Pensata

Eliane Cantanhêde

12/01/2005

A política externa de Lula

Ao contrário da economia, que entra em 2005 com bons indicadores de crescimento, de emprego e de confiança, a política externa do governo continua em teste dois anos depois da posse de Luiz Inácio Lula da Silva. É uma política de grandes investimentos e de resultados de longo prazo. Portanto, incertos e não sabidos.

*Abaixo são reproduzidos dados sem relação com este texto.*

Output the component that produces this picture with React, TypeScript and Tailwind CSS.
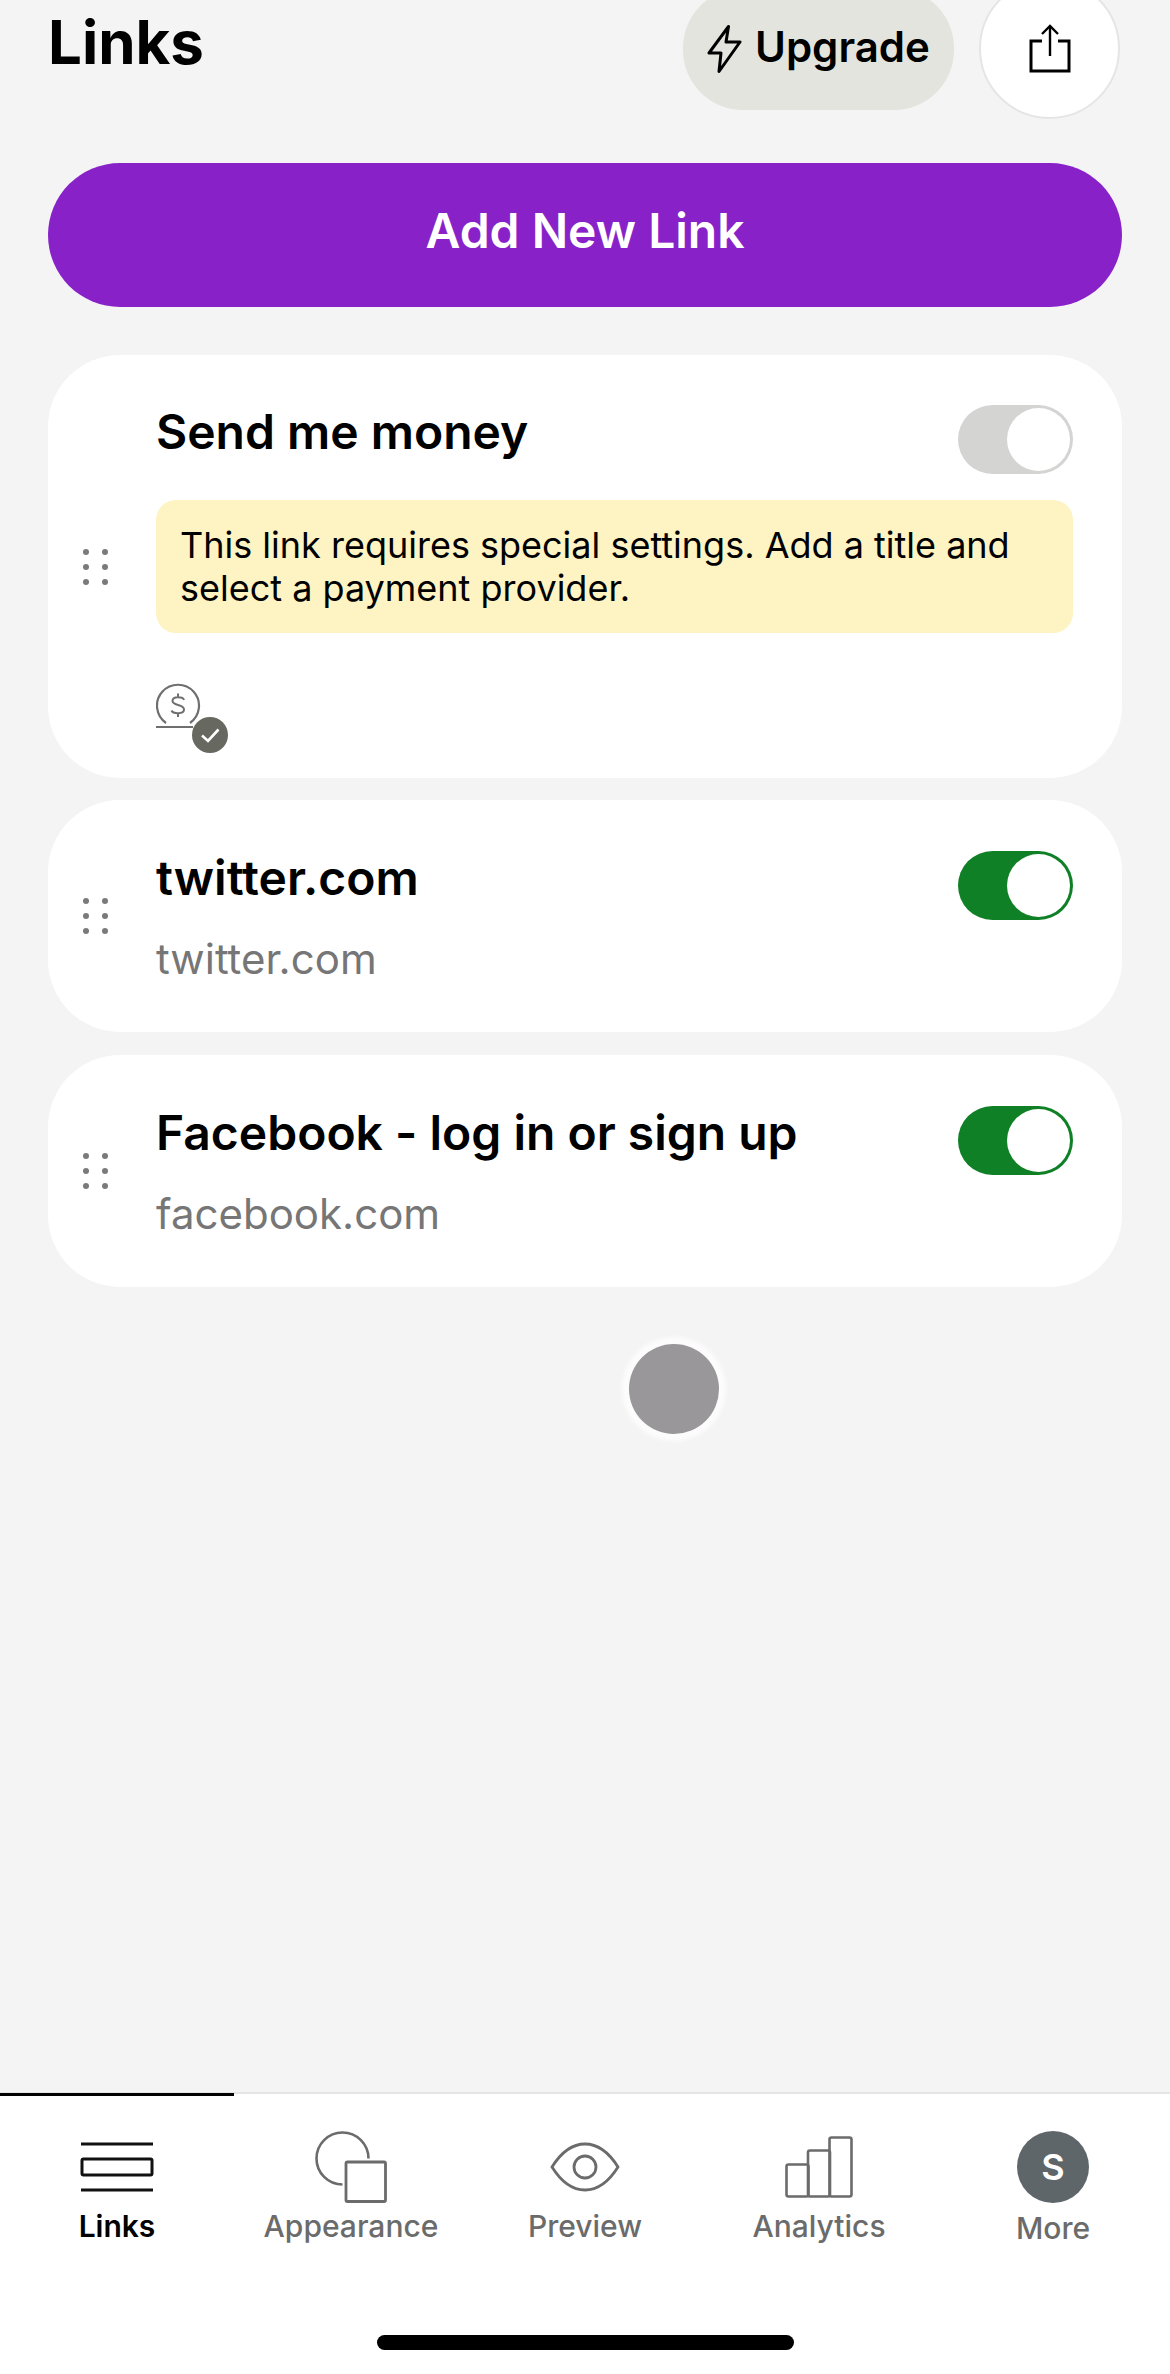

Comandada pelo chanceler Celso Amorim e articulada com o assessor internacional da Presidência, Marco Aurélio Garcia, a política externa privilegia parcerias Sul-Sul, ou seja, com países como África do Sul, China e Índia, em detrimento de aprofundar a tradicional aliança com os dois maiores parceiros comerciais do Brasil, os Estados Unidos e a União Européia.

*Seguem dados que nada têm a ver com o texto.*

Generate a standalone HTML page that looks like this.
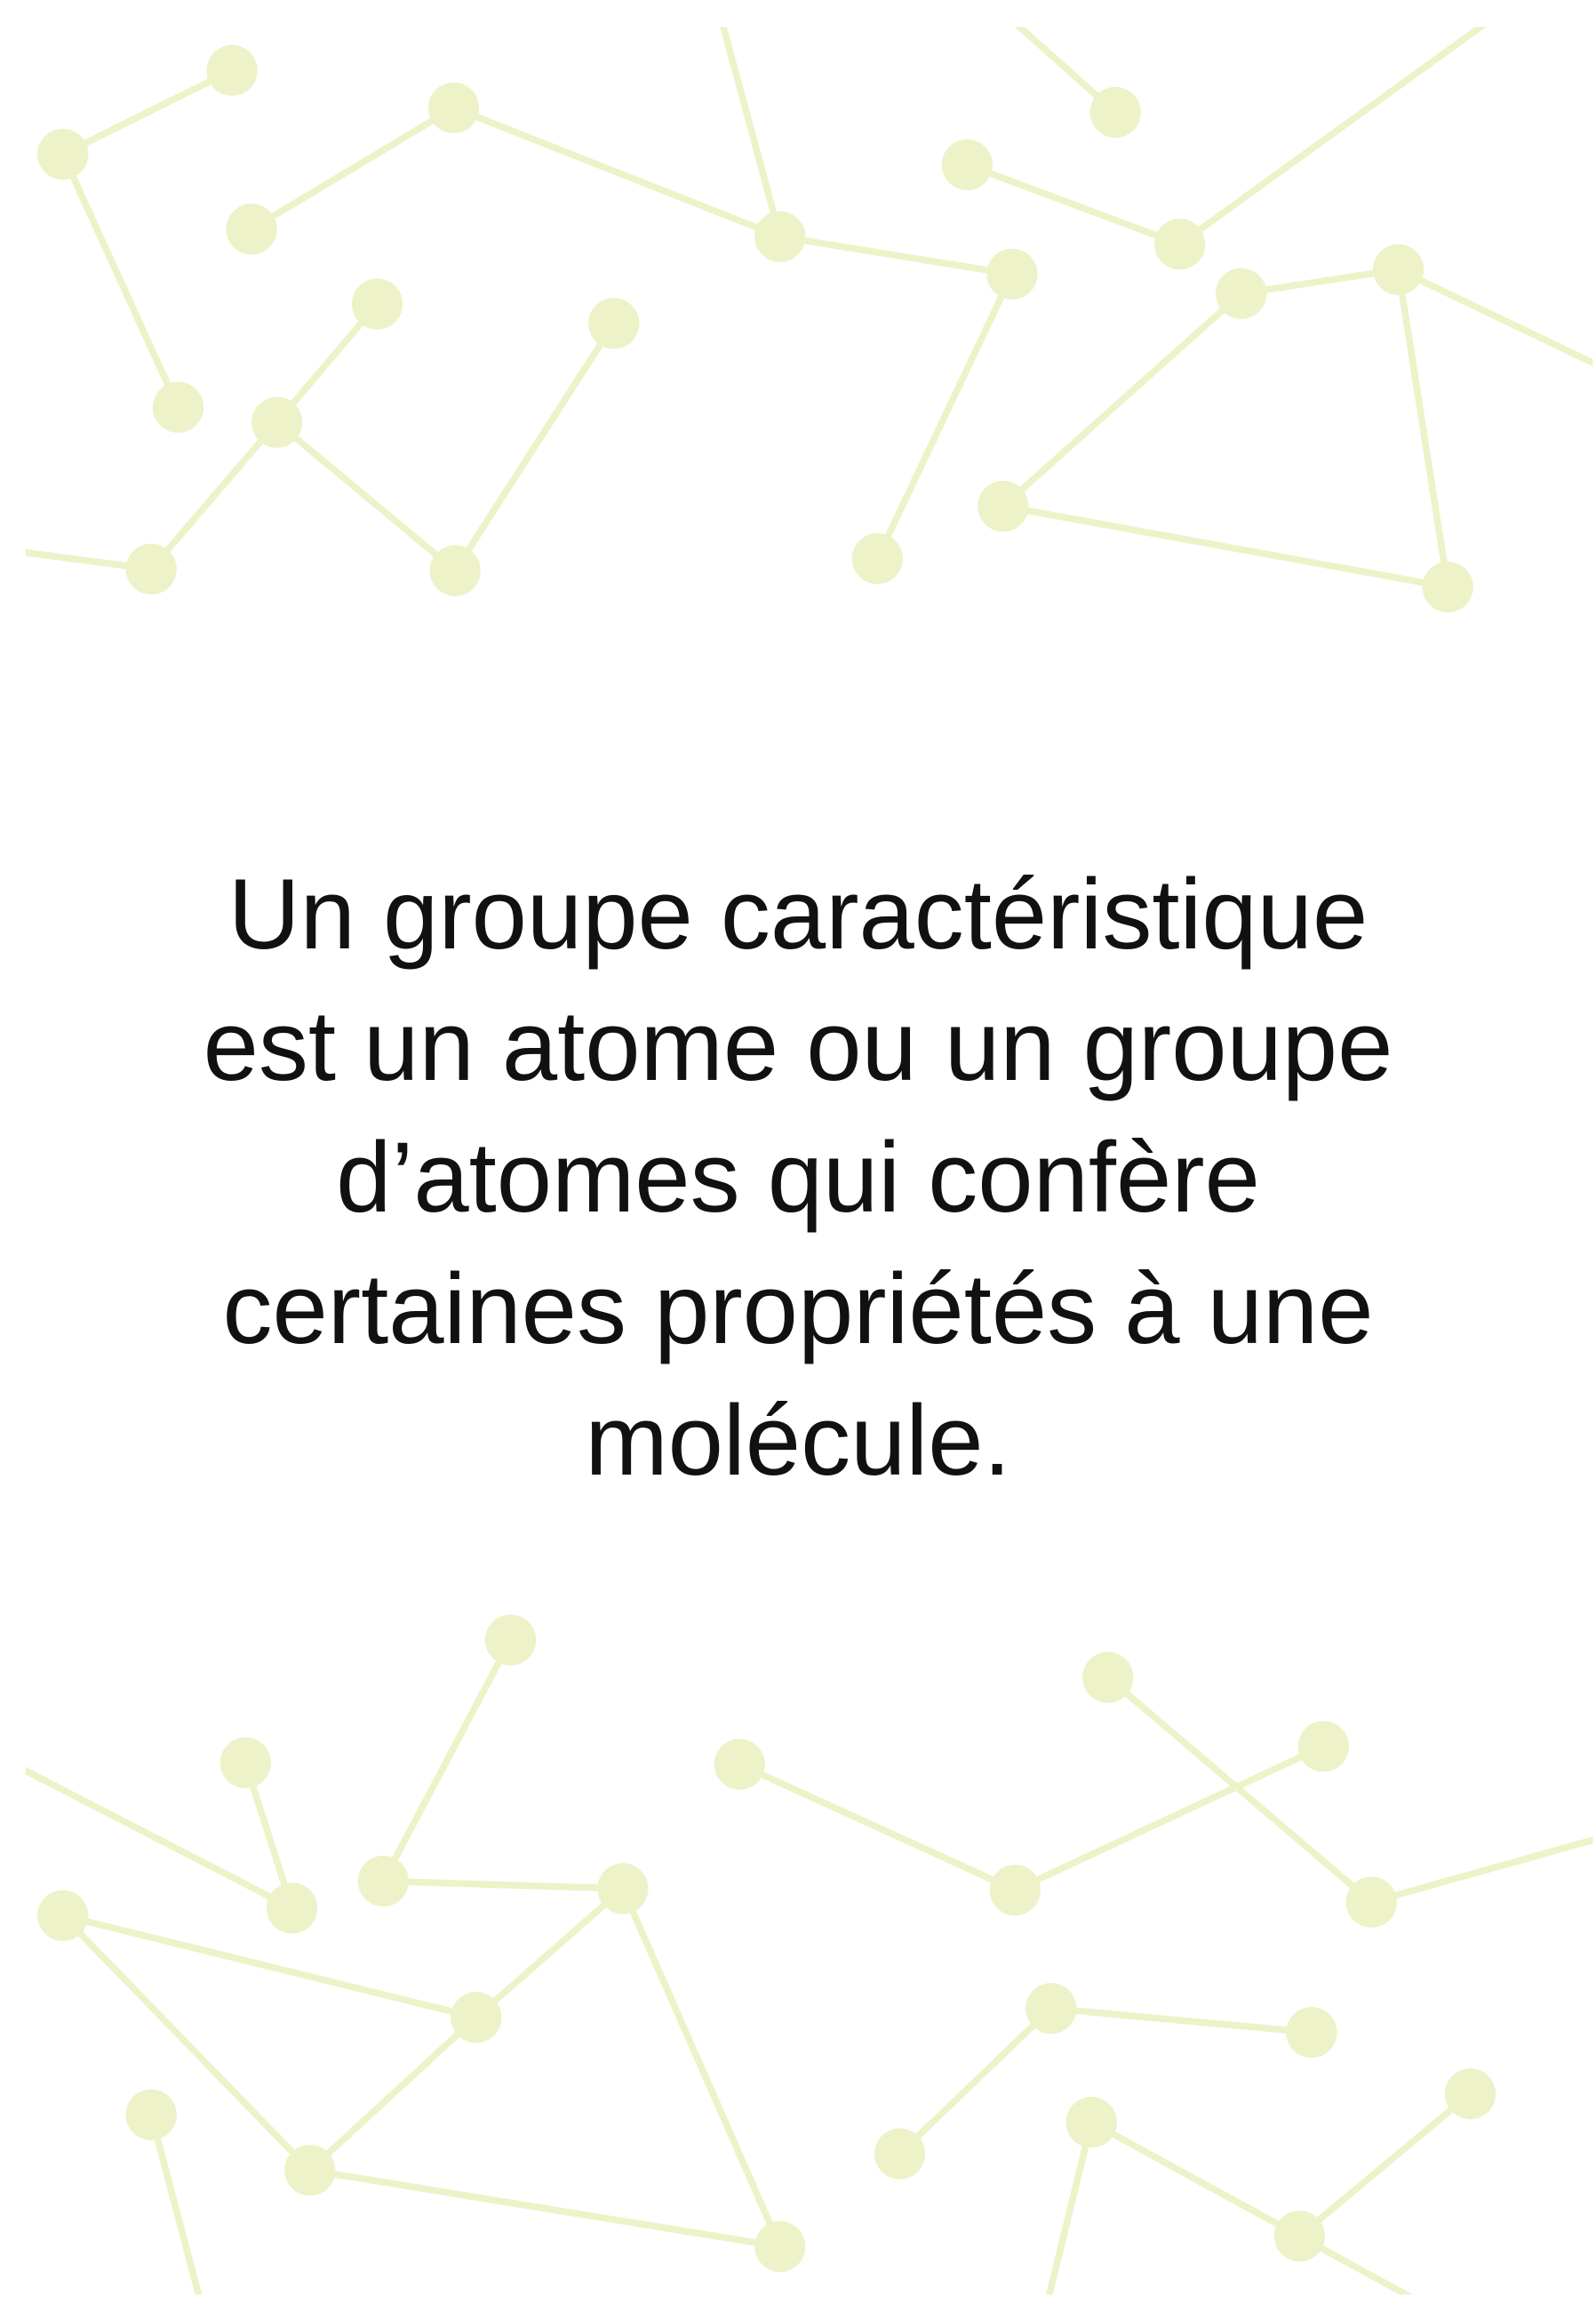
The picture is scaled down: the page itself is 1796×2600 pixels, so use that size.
<!DOCTYPE html>
<html><head><meta charset="utf-8"><style>
html,body{margin:0;padding:0;background:#fff;width:1796px;height:2600px;overflow:hidden;position:relative}
svg{position:absolute;left:0;top:0}
.t{position:absolute;left:0;top:955px;width:1796px;text-align:center;font-family:"Liberation Sans",sans-serif;font-size:112px;line-height:148px;color:#111}
</style></head><body>
<svg width="1796" height="2600" viewBox="0 0 1066 1543" preserveAspectRatio="none">
<defs><clipPath id="c"><rect x="17" y="18" width="1047" height="1514"/></clipPath></defs>
<g clip-path="url(#c)" stroke="#eef2c8" stroke-width="4.5" fill="#eef2c8">
<line x1="42" y1="103" x2="155" y2="47"/><line x1="42" y1="103" x2="119" y2="272"/>
<line x1="168" y1="153" x2="303" y2="72"/><line x1="303" y1="72" x2="521" y2="158"/>
<line x1="521" y1="158" x2="481" y2="10"/><line x1="521" y1="158" x2="676" y2="183"/>
<line x1="676" y1="183" x2="586" y2="373"/><line x1="252" y1="203" x2="185" y2="282"/>
<line x1="185" y1="282" x2="101" y2="380"/><line x1="101" y1="380" x2="10" y2="368"/>
<line x1="185" y1="282" x2="304" y2="381"/><line x1="304" y1="381" x2="410" y2="216"/>
<line x1="646" y1="110" x2="788" y2="163"/><line x1="788" y1="163" x2="1000" y2="10"/>
<line x1="745" y1="75" x2="672" y2="10"/><line x1="829" y1="196" x2="934" y2="180"/>
<line x1="934" y1="180" x2="1080" y2="250"/><line x1="934" y1="180" x2="967" y2="392"/>
<line x1="829" y1="196" x2="670" y2="338"/><line x1="670" y1="338" x2="967" y2="392"/>
<line x1="341" y1="1095" x2="256" y2="1256"/><line x1="164" y1="1177" x2="195" y2="1274"/>
<line x1="5" y1="1176" x2="195" y2="1274"/><line x1="256" y1="1256" x2="416" y2="1261"/>
<line x1="42" y1="1279" x2="318" y2="1347"/><line x1="318" y1="1347" x2="416" y2="1261"/>
<line x1="416" y1="1261" x2="521" y2="1500"/><line x1="42" y1="1279" x2="207" y2="1449"/>
<line x1="318" y1="1347" x2="207" y2="1449"/><line x1="207" y1="1449" x2="521" y2="1500"/>
<line x1="101" y1="1412" x2="140" y2="1560"/><line x1="494" y1="1178" x2="678" y2="1262"/>
<line x1="678" y1="1262" x2="884" y2="1166"/><line x1="740" y1="1120" x2="916" y2="1270"/>
<line x1="916" y1="1270" x2="1080" y2="1224"/><line x1="702" y1="1341" x2="876" y2="1357"/>
<line x1="702" y1="1341" x2="601" y2="1438"/><line x1="729" y1="1417" x2="694" y2="1560"/>
<line x1="729" y1="1417" x2="868" y2="1493"/><line x1="868" y1="1493" x2="982" y2="1398"/>
<line x1="868" y1="1493" x2="990" y2="1560"/>
<g stroke="none">
<circle cx="42" cy="103" r="17"/><circle cx="155" cy="47" r="17"/><circle cx="119" cy="272" r="17"/>
<circle cx="303" cy="72" r="17"/><circle cx="168" cy="153" r="17"/><circle cx="521" cy="158" r="17"/>
<circle cx="676" cy="183" r="17"/><circle cx="586" cy="373" r="17"/><circle cx="252" cy="203" r="17"/>
<circle cx="185" cy="282" r="17"/><circle cx="101" cy="380" r="17"/><circle cx="304" cy="381" r="17"/>
<circle cx="410" cy="216" r="17"/><circle cx="646" cy="110" r="17"/><circle cx="788" cy="163" r="17"/>
<circle cx="745" cy="75" r="17"/><circle cx="829" cy="196" r="17"/><circle cx="934" cy="180" r="17"/>
<circle cx="670" cy="338" r="17"/><circle cx="967" cy="392" r="17"/>
<circle cx="341" cy="1095" r="17"/><circle cx="164" cy="1177" r="17"/><circle cx="195" cy="1274" r="17"/>
<circle cx="256" cy="1256" r="17"/><circle cx="416" cy="1261" r="17"/><circle cx="42" cy="1279" r="17"/>
<circle cx="318" cy="1347" r="17"/><circle cx="207" cy="1449" r="17"/><circle cx="521" cy="1500" r="17"/>
<circle cx="101" cy="1412" r="17"/><circle cx="494" cy="1178" r="17"/><circle cx="678" cy="1262" r="17"/>
<circle cx="740" cy="1120" r="17"/><circle cx="884" cy="1166" r="17"/><circle cx="916" cy="1270" r="17"/>
<circle cx="702" cy="1341" r="17"/><circle cx="876" cy="1357" r="17"/><circle cx="601" cy="1438" r="17"/>
<circle cx="729" cy="1417" r="17"/><circle cx="868" cy="1493" r="17"/><circle cx="982" cy="1398" r="17"/>
</g></g></svg>
<div class="t">Un groupe caractéristique<br>est un atome ou un groupe<br>d’atomes qui confère<br>certaines propriétés à une<br>molécule.</div>
</body></html>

Em dezembro, o Itamaraty fechou seu ano celebrando dois acordos comerciais inéditos do Mercosul: são tratados de preferência tarifária para 950 produtos com a África do Sul e arredores e outro para 450 com a Índia.

O problema é que os principais interessados, que são os empresários de exportação e importação, não consideram satisfatória a troca. Nas grandes federações empresariais, como a Fiesp (de São Paulo), cresce a cobrança pela negociação da Alca (Acordo de Livre Comércio das Américas) e do acordo Mercosul-União Européia. Agora em janeiro, haverá uma tentativa de retomar as conversas sobre a Alca, mas o próprio Amorim considera as negociações com a UE mais avançadas. Pelo menos, chegaram à nevrálgica questão agrícola.

A posição comercial brasileira, que o Itamaraty classifica genericamente como resistência a um mundo unipolar (onde os Estados Unidos dão todas as cartas) se reflete nas negociações e nas posições políticas. Duas delas foram especialmente simbólicas da atual política externa brasileira em 2004, ambas muito ruidosas.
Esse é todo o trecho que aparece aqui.